Using PARTITION BY For Grouped Rankings

PARTITION BY creates independent ranking windows for each group. That means each partition gets its own ranking sequence, which prevents unrelated rows from competing against one another. This is one of the most useful T-SQL Techniques for reporting because it makes the query express the business rule directly.

Examples are everywhere: ranking sales reps by region, products by category, or students by class. Without partitioning, you get one global ranking across the entire result set. That can be useful, but it is often not what the request actually means. Most “top performers” requirements are group-specific.

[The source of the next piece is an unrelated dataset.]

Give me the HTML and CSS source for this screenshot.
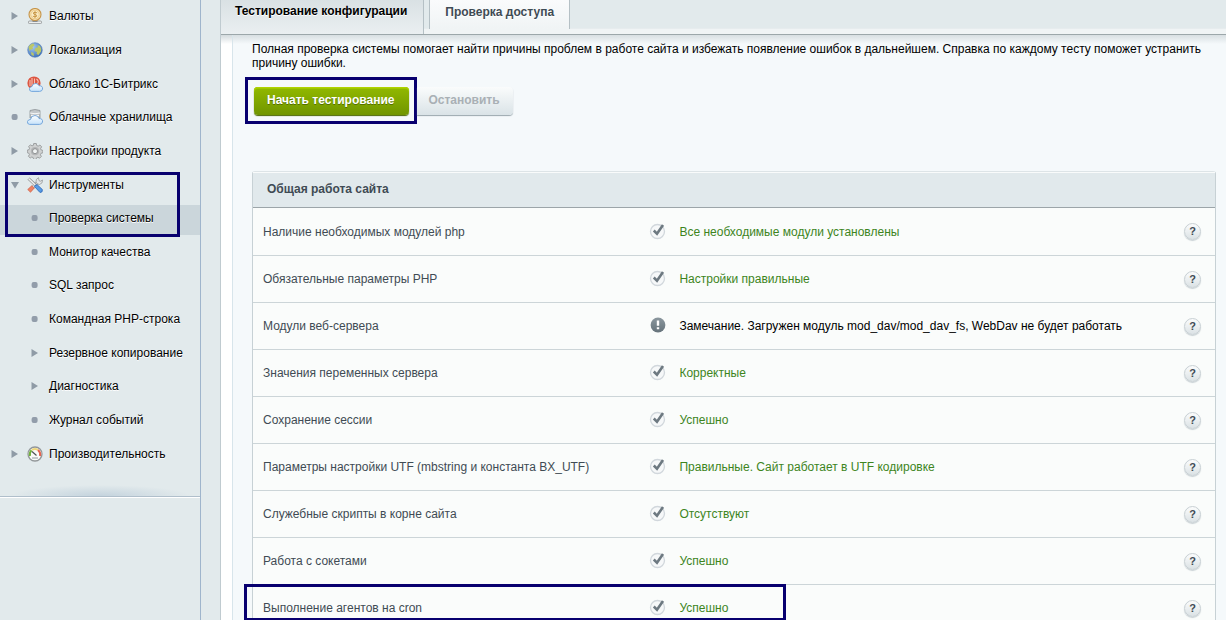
FILE: index.html
```html
<!DOCTYPE html>
<html lang="ru">
<head>
<meta charset="utf-8">
<title>Проверка системы</title>
<link rel="stylesheet" href="styles.css">
</head>
<body>
<svg class="sprite" aria-hidden="true">
  <defs>
    <linearGradient id="slate" x1="0" y1="0" x2="0" y2="1"><stop offset="0" stop-color="#8b979e"/><stop offset="1" stop-color="#66737b"/></linearGradient>
    <linearGradient id="sky" x1="0" y1="0" x2="0" y2="1"><stop offset="0" stop-color="#ffffff"/><stop offset="1" stop-color="#c5e2fa"/></linearGradient>
    <radialGradient id="ocean" cx=".35" cy=".3" r=".8"><stop offset="0" stop-color="#a4c9f0"/><stop offset="1" stop-color="#3569b4"/></radialGradient>
    <symbol id="arrow" viewBox="0 0 8 8"><path d="M.5 0L7 4L.5 8z" fill="#8f9ba6"/></symbol>
    <symbol id="arrow-down" viewBox="0 0 8 8"><path d="M0 1H8L4 7.500z" fill="#8f9ba6"/></symbol>
    <symbol id="dot" viewBox="0 0 8 8"><rect x=".6" y="1" width="6" height="6" rx="2" fill="#929daa"/></symbol>
    <symbol id="check" viewBox="0 0 18 18"><circle cx="8.500" cy="9.500" r="7" fill="#f6f8f9" stroke="#d1d7dc" stroke-width="1.300"/><path d="M4.800 8.500L8 11.800L14 3" fill="none" stroke="#6d7981" stroke-width="2.600"/></symbol>
    <symbol id="warn" viewBox="0 0 18 18"><circle cx="9" cy="9" r="7.400" fill="url(#slate)"/><path d="M7.800 4.500H10.200V9.800H7.800zM7.800 11.200H10.200V13.200H7.800z" fill="#fff"/></symbol>
    <symbol id="coin" viewBox="0 0 16 16"><rect x="1.500" y="13" width="13" height="2.600" rx="1" fill="#eceeee" stroke="#8b8f91" stroke-width=".8"/><path d="M5.500 12h5v2h-5z" fill="#888c8e"/><circle cx="8" cy="6.500" r="6" fill="#f7e3b4" stroke="#c79549" stroke-width="1.100"/><circle cx="8" cy="6.500" r="4.200" fill="#fbedc7" stroke="#e0b567" stroke-width=".6"/><path d="M10.200 4.900Q8 3.700 6.300 4.800Q6 6 8 6.500Q10.500 7.200 9.700 8.300Q8 9.300 5.800 8.200M8 3.200V9.900" fill="none" stroke="#c28d38" stroke-width=".9"/></symbol>
    <symbol id="globe" viewBox="0 0 16 16"><circle cx="8" cy="8" r="7.300" fill="url(#ocean)" stroke="#527eba" stroke-width=".6"/><path d="M1.500 5Q3.500 1.500 6.500 1.500L7.500 3.500L5.500 5L6 7L4 7.500L2.500 9zM8 6.500L11 5L10.500 3L13 4Q15 7 14 9.500L11.500 13L9.500 12L10 10L7.500 9zM4 10L6.500 11L7 14L4.500 13z" fill="#bcc768"/></symbol>
    <symbol id="bitrix" viewBox="0 0 16 16"><circle cx="7" cy="7" r="6.600" fill="#dc5642"/><path d="M3 4v6M5 2v8M7.500 2.500v6M9.500 3Q13 6 9.500 8" stroke="#f8c3b5" fill="none" stroke-width="1.100"/><path d="M4.500 15.400Q2 15 2.500 12.500Q3 10.500 5 10.500Q5.500 7.200 9 7.500Q11.200 7.700 12 9.700Q16 9.700 15.500 13.200Q15 15.400 12.500 15.400z" fill="url(#sky)" stroke="#6a9fd8" stroke-width=".9"/></symbol>
    <symbol id="storage" viewBox="0 0 16 16"><path d="M3 1.500Q8 -.5 13 1.500V9H3z" fill="#c3c7ca" stroke="#8e9497" stroke-width=".8"/><path d="M3 4Q8 5.500 13 4M4 6.500h8" stroke="#f7f8f8" fill="none"/><path d="M2.500 15.400Q0 15 .5 12.500Q1 10.500 3.500 10.500Q4 6.500 8 6.500Q11 6.500 12 9.500Q16 9.500 15.500 13Q15 15.400 12.500 15.400z" fill="url(#sky)" stroke="#6a9fd8" stroke-width=".9"/></symbol>
    <symbol id="gear" viewBox="0 0 16 16"><path d="M6.700.5h2.600l.4 2 1.500.6 1.700-1.100 1.800 1.800-1.100 1.700.6 1.500 1.700.4v2.400l-1.900.5-.6 1.500 1 1.600-1.800 1.800-1.700-1-1.400.6-.4 1.700H6.700l-.5-1.900-1.400-.6-1.600 1-1.800-1.700 1-1.700-.6-1.400L.3 9.700V7.100l1.700-.4.6-1.500-1-1.600 1.800-1.800L5 2.900l1.400-.6z" fill="#cfd1d1" stroke="#8f9293" stroke-width=".8"/><circle cx="8" cy="8.200" r="4.100" fill="#b4b6b7"/><circle cx="8" cy="8.200" r="2.500" fill="#f0f3f3" stroke="#808384" stroke-width=".8"/></symbol>
    <symbol id="tools" viewBox="0 0 16 16"><path d="M3.200 13L10 6" stroke="#929496" stroke-width="3.200"/><path d="M3.200 13L10 6" stroke="#e6e7e7" stroke-width="1.800"/><path d="M9 5Q8.500 2 11.500.7L12 3.500L13.200 4.300L15.500 3Q16 6.500 12.500 7.500L10.500 7z" fill="#e4e5e6" stroke="#8d8f91" stroke-width=".7"/><path d="M.7 12.500L4.800 8.700L7.300 11L3.500 15.300z" fill="#ee8365" stroke="#cb553d" stroke-width=".6"/><path d="M1.500 1.500L9 8.500" stroke="#8c8e90" stroke-width="3"/><path d="M1.500 1.500L8.500 8.300" stroke="#efefef" stroke-width="1.600"/><path d="M7.500 9.500Q8.500 7 10.500 8L15.300 12.500Q16 15.500 13 15.500z" fill="#589ce5" stroke="#2c66b7" stroke-width=".8"/></symbol>
    <symbol id="gauge" viewBox="0 0 16 16"><circle cx="8" cy="8" r="7" fill="#f9faf8" stroke="#929799" stroke-width="1.300"/><path d="M3 10Q2.200 6.500 4.500 4.300" stroke="#72b13c" stroke-width="2" fill="none"/><path d="M5 4Q8 2 11 4" stroke="#efd77d" stroke-width="2" fill="none"/><path d="M11 4Q14 6.500 13 10" stroke="#e66450" stroke-width="2" fill="none"/><path d="M5 5.500L9.500 9.500" stroke="#4c5052" stroke-width="1.200"/><path d="M5 11h6v2H5z" fill="#c5cacc"/></symbol>
  </defs>
</svg>

<aside class="sidebar">
  <ul class="menu">
    <li><a href="#"><svg class="mark"><use href="#arrow"/></svg><svg class="pic"><use href="#coin"/></svg>Валюты</a></li>
    <li><a href="#"><svg class="mark"><use href="#arrow"/></svg><svg class="pic"><use href="#globe"/></svg>Локализация</a></li>
    <li><a href="#"><svg class="mark"><use href="#arrow"/></svg><svg class="pic"><use href="#bitrix"/></svg>Облако 1С-Битрикс</a></li>
    <li><a href="#"><svg class="mark"><use href="#dot"/></svg><svg class="pic"><use href="#storage"/></svg>Облачные хранилища</a></li>
    <li><a href="#"><svg class="mark"><use href="#arrow"/></svg><svg class="pic"><use href="#gear"/></svg>Настройки продукта</a></li>
    <li class="framed"><a href="#"><svg class="mark"><use href="#arrow-down"/></svg><svg class="pic"><use href="#tools"/></svg>Инструменты</a></li>
    <li><a class="sub current" href="#"><svg class="mark"><use href="#dot"/></svg>Проверка системы</a></li>
    <li><a class="sub" href="#"><svg class="mark"><use href="#dot"/></svg>Монитор качества</a></li>
    <li><a class="sub" href="#"><svg class="mark"><use href="#dot"/></svg>SQL запрос</a></li>
    <li><a class="sub" href="#"><svg class="mark"><use href="#dot"/></svg>Командная PHP-строка</a></li>
    <li><a class="sub" href="#"><svg class="mark"><use href="#arrow"/></svg>Резервное копирование</a></li>
    <li><a class="sub" href="#"><svg class="mark"><use href="#arrow"/></svg>Диагностика</a></li>
    <li><a class="sub" href="#"><svg class="mark"><use href="#dot"/></svg>Журнал событий</a></li>
    <li><a href="#"><svg class="mark"><use href="#arrow"/></svg><svg class="pic"><use href="#gauge"/></svg>Производительность</a></li>
  </ul>
</aside>

<main class="main">
  <nav class="tabs">
    <button class="tab active" type="button">Тестирование конфигурации</button>
    <button class="tab" type="button">Проверка доступа</button>
  </nav>
  <div class="panel">
    <div class="content">
      <p class="intro">Полная проверка системы помогает найти причины проблем в работе сайта и избежать появление ошибок в дальнейшем. Справка по каждому тесту поможет устранить причину ошибки.</p>
      <div class="actions">
        <span class="start-wrap"><button class="btn start" type="button">Начать тестирование</button></span>
        <button class="btn stop" type="button" disabled>Остановить</button>
      </div>
      <table class="tests">
        <thead><tr><th colspan="4">Общая работа сайта</th></tr></thead>
        <tbody>
          <tr><td class="name">Наличие необходимых модулей php</td><td class="state"><svg><use href="#check"/></svg></td><td class="result">Все необходимые модули установлены</td><td class="help"><button type="button">?</button></td></tr>
          <tr><td class="name">Обязательные параметры PHP</td><td class="state"><svg><use href="#check"/></svg></td><td class="result">Настройки правильные</td><td class="help"><button type="button">?</button></td></tr>
          <tr><td class="name">Модули веб-сервера</td><td class="state"><svg><use href="#warn"/></svg></td><td class="result note">Замечание. Загружен модуль mod_dav/mod_dav_fs, WebDav не будет работать</td><td class="help"><button type="button">?</button></td></tr>
          <tr><td class="name">Значения переменных сервера</td><td class="state"><svg><use href="#check"/></svg></td><td class="result">Корректные</td><td class="help"><button type="button">?</button></td></tr>
          <tr><td class="name">Сохранение сессии</td><td class="state"><svg><use href="#check"/></svg></td><td class="result">Успешно</td><td class="help"><button type="button">?</button></td></tr>
          <tr><td class="name">Параметры настройки UTF (mbstring и константа BX_UTF)</td><td class="state"><svg><use href="#check"/></svg></td><td class="result">Правильные. Сайт работает в UTF кодировке</td><td class="help"><button type="button">?</button></td></tr>
          <tr><td class="name">Служебные скрипты в корне сайта</td><td class="state"><svg><use href="#check"/></svg></td><td class="result">Отсутствуют</td><td class="help"><button type="button">?</button></td></tr>
          <tr><td class="name">Работа с сокетами</td><td class="state"><svg><use href="#check"/></svg></td><td class="result">Успешно</td><td class="help"><button type="button">?</button></td></tr>
          <tr class="cron"><td class="name">Выполнение агентов на cron</td><td class="state"><svg><use href="#check"/></svg></td><td class="result">Успешно</td><td class="help"><button type="button">?</button></td></tr>
        </tbody>
      </table>
    </div>
  </div>
</main>
</body>
</html>
```

FILE: styles.css
```css
*, *::after { box-sizing: border-box; }

body {
  margin: 0;
  height: 100vh;
  overflow: hidden;
  display: flex;
  gap: 19px;
  background: #e2eaec;
  color: #000;
  font: 12px/14px "Liberation Sans", Arial, sans-serif;
}

button { font: inherit; padding: 0; border: 0; }

.sprite { position: absolute; width: 0; height: 0; }

/* Sidebar */
.sidebar {
  flex: 0 0 201px;
  border-right: 1px solid #9fb5cc;
}

.menu {
  list-style: none;
  margin: 0;
  padding: 1px 0 24px;
  display: grid;
  grid-auto-rows: 1fr;
  height: 497px;
  border-bottom: 1px solid #b0bfcb;
  box-shadow: 0 1px #fff;
  background: radial-gradient(ellipse 90px 11px at 50% 100%, #c4d3dd, #c4d3dd00);
}

.menu li { position: relative; display: grid; align-items: center; }

.menu a {
  display: flex;
  align-items: center;
  height: 30px;
  padding: 0 0 3px 11px;
  color: #000;
  text-decoration: none;
  text-shadow: 0 1px #fff;
}

.menu .mark { width: 8px; height: 8px; margin-right: 8px; }
.menu .pic { width: 16px; height: 16px; margin-right: 6px; }
.menu .sub { padding-left: 31px; }
.menu .sub .mark { margin-right: 10px; }
.menu .current { background: #cbd6db; }

.framed::after {
  content: "";
  position: absolute;
  z-index: 1;
  top: 3px;
  left: 5px;
  width: 175px;
  height: 65px;
  border: 3px solid #08006f;
  pointer-events: none;
}

/* Main column */
.main {
  flex: 1;
  min-width: 0;
  display: flex;
  flex-direction: column;
  border-left: 1px solid #c0cbd0;
}

.tabs {
  flex: 0 0 35px;
  display: flex;
  align-items: flex-start;
  gap: 5px;
  border-bottom: 1px solid #9ca7aa;
  background: linear-gradient(#0000 28px, #dde4e7 28px, #f0f4f5 29px);
}

.tab {
  height: 29px;
  padding: 0 15px 5px;
  border: 1px solid #b5c0c5;
  border-width: 0 1px;
  background: linear-gradient(#fafbfc, #f0f4f5);
  color: #3f4b54;
  font-weight: bold;
  text-shadow: 0 1px #fff;
}

.tab.active {
  height: 34px;
  padding: 0 16px 12px 14px;
  border-left: 0;
  background: linear-gradient(#d9e1e4, #eaeff1);
  color: #000;
}

.panel {
  flex: 1;
  min-height: 0;
  padding-left: 11px;
  background: linear-gradient(#d3dadd, #fff0 9px) #fff;
}

.content {
  height: 100%;
  padding: 7px 10px 0 19px;
  border-left: 1px solid #d8e5eb;
  background: linear-gradient(#d8dfe2, #f5f9fb00 9px) #f5f9fb;
}

.intro { margin: 0; }

.actions {
  display: flex;
  align-items: center;
  margin: 7px 0 47px -7px;
}

.start-wrap { padding: 7px 5px 6px 6px; border: 3px solid #08006f; }

.btn {
  height: 28px;
  padding: 0 14px 2px;
  border-radius: 4px;
  font-weight: bold;
}

.start {
  padding: 0 15px 2px 13px;
  background: linear-gradient(#92b900, #709500);
  box-shadow: inset 0 1px #b0d300, inset 0 2px #9fc700, 0 1px 1px #4b6700;
  color: #fff;
  text-shadow: 0 1px #557000;
}

.stop {
  padding: 0 13px 2px 11px;
  border-radius: 0 4px 4px 0;
  background: linear-gradient(#fafcfc, #dae3e7);
  box-shadow: 0 1px 1px #9ba7ad;
  color: #a9b0b5;
}

/* Test results */
.tests {
  width: 100%;
  border: 1px solid #c7d1d5;
  border-top-color: #dde4e7;
  border-radius: 3px 3px 0 0;
  border-spacing: 0;
  background: #fafcfb;
}

.tests th {
  height: 36px;
  padding: 0 14px 1px;
  border-bottom: 1px solid #9ca5a9;
  background: #e1e9ec;
  box-shadow: inset 0 1px #f9fbfb;
  color: #3f4b54;
  text-align: left;
}

.tests td { height: 47px; padding: 0; border-bottom: 1px solid #ccd5d8; }
.tests tr:first-child td { height: 48px; }
.tests .name { width: 41%; padding-left: 10px; color: #3f4b54; }
.tests .state { width: 32px; }
.tests .state svg { display: block; width: 18px; height: 18px; margin: 0 0 2px 2px; }
.tests .result { color: #3d851d; }
.tests .note { color: #000; }
.tests .help { width: 31px; }

.help button {
  display: block;
  width: 17px;
  height: 17px;
  border: 1px solid #c8d0d4;
  border-radius: 50%;
  background: linear-gradient(#fbfcfc, #dbe2e5);
  box-shadow: 0 1px 1px #c8d0d4;
  color: #3f4b54;
  font-weight: bold;
  font-size: 11px;
  line-height: 15px;
}

.cron .name { position: relative; }

.cron .name::after {
  content: "";
  position: absolute;
  z-index: 1;
  top: -1px;
  left: -9px;
  width: 542px;
  height: 37px;
  border: 3px solid #08006f;
  pointer-events: none;
}
```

Common Grouped Ranking Patterns

  • Sales by region — top rep in each territory
  • Products by category — best-selling item per category
  • Students by class — highest score in each class section
  • Customers by segment — highest spend within each segment

Partitioned ranking also improves dashboard design. Instead of writing multiple queries for each region or department, you can compute the ranks in one pass and filter the output as needed. That often simplifies reporting layers and makes logic easier to maintain.

There is a performance angle too. On large tables, partitioning and ordering can still require sorting, but a useful index can reduce the amount of work. An index on the partition and order columns can help the optimizer avoid a costly sort, especially in recurring reporting workloads. For example, an index that starts with Region, then SalesAmount DESC, can support a regional ranking query more efficiently than a heap scan.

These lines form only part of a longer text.